Draft Genome Sequence of a Thermophilic Cyanobacterium from the Family Oscillatoriales (Strain MTP1) from the Chalk River, Colorado.

The draft genome (57.7% GC, 7,647,882 bp) of the novel thermophilic cyanobacterium MTP1 was determined by metagenomics of an enrichment culture. The genome shows that it is in the family Oscillatoriales and encodes multiple heavy metal resistances as well as the capacity to make exopolysaccharides.

GENOME ANNOUNCEMENT

Cyanobacteria have had a major influence on the earth for at least the last 2.95 billion years (1). Although cyanobacteria have been described and studied for over 150 years, surprisingly their diversity is only sparsely described at the genomic level (2). Indeed, it has been estimated that a great deal of cyanobacterial metabolic diversity remains to be discovered, with obvious consequences for biotechnology and ecological understanding (3). Cyanobacteria are of enormous ecological importance and have managed to colonize, in either free-living or symbiotic forms, most of the ecological niches available on the earth (4–7).

The MTP1 draft genome was 57.7% GC and consisted of 7,647,882 bp. Surprisingly, MTP1 appears by phylogenomics to be only relatively distantly related to known cyanobacteria, with its closest relatives, Geitlerinema and Leptolyngbya, in the family Oscillatoriales. The rRNA from MTP1 was somewhat related to these two genera: Geitlerinema sp. PCC 7407 SSU RNA 92% (1362/1486), LSU RNA 90% (2608/2898); and Leptolyngbya boryana SSU RNA 90% (1345/1488) (90%), LSU RNA 88% (2564/2910). The draft genome consisted of 6,695 coding sequences and 81 RNAs, as determined by RAST and SEED (8, 9). Again, of these coding sequences relatively few were highly similar to their orthologs in either cyanobacterium. With Geitlernema sp. PCC 7407 only 27 were >90% identical, and only 167 were >80% identical. With Leptolyngbya borana only 21 were >90% identical, and only 151 were >80% identical. Thus, the MTP1 draft genome is intrinsically of interest in providing additional insight into cyanobacterial diversity. In addition, further analysis is sure to yield information on specific niche adaptations and ecological interactions. For example, the MTP1 genome encodes a variety of resistance systems (over 84 genes), in particular to heavy metals, including copper, cobalt, cadmium, zinc, mercury, and arsenic.
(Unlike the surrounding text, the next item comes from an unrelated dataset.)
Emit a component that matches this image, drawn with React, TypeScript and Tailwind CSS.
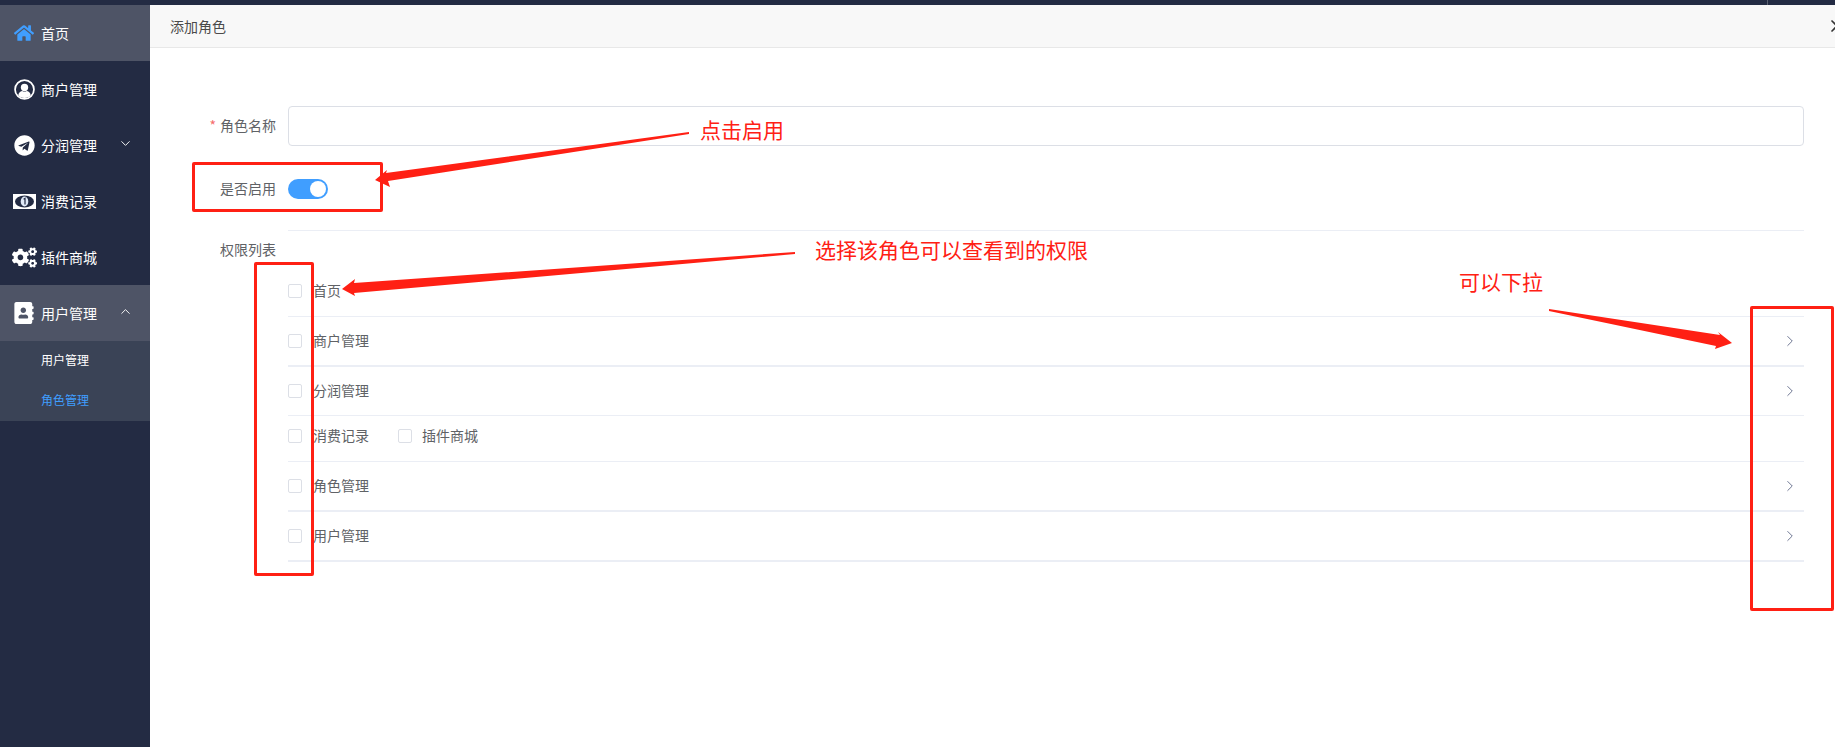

As well, it encodes 87 genes involved in capsule and extracellular polysaccharide (EPS) synthesis, suggesting their possible importance in mat formation and interactions with other organisms. EPS may have interesting biotechnological properties (10, 11) and play diverse roles in nature in promoting adherence (12), formation of microbial mats (13–15), and allowing for long-term survival under adverse conditions (16). The genome also encodes proteins related to the capacity for fermentative metabolism, including several hydrogenases.

Genomic DNA was isolated from an enrichment culture of a sample obtained at a thermal source at Chalk Creek, Colorado. The library was prepared using a Nextera DNA sample preparation kit (Illumina) following the manufacturer’s user guide, with subsequent simultaneous fragmentation and addition of adapter sequences by a limited-cycle (5 cycles) PCR. The final library concentration (1.60 ng/µL) was measured using the Qubit dsDNA HS assay kit (Life Technologies), and the average library size (883 bp) was determined using the Agilent 2100 Bioanalyzer (Agilent Technologies). The library was sequenced by using a 600 Cycles v3 reagent kit (Illumina) in MiSeq (Illumina). Assembly was performed by MR DNA (Shallowater, TX) using NGEN (DNAstar) as the primary assembly method followed by manual optimization.

Nucleotide sequence accession numbers.

This whole-genome shotgun project has been deposited at DDBJ/EMBL/GenBank under the accession number LNAA00000000. The version described in this paper is version LNAA01000000.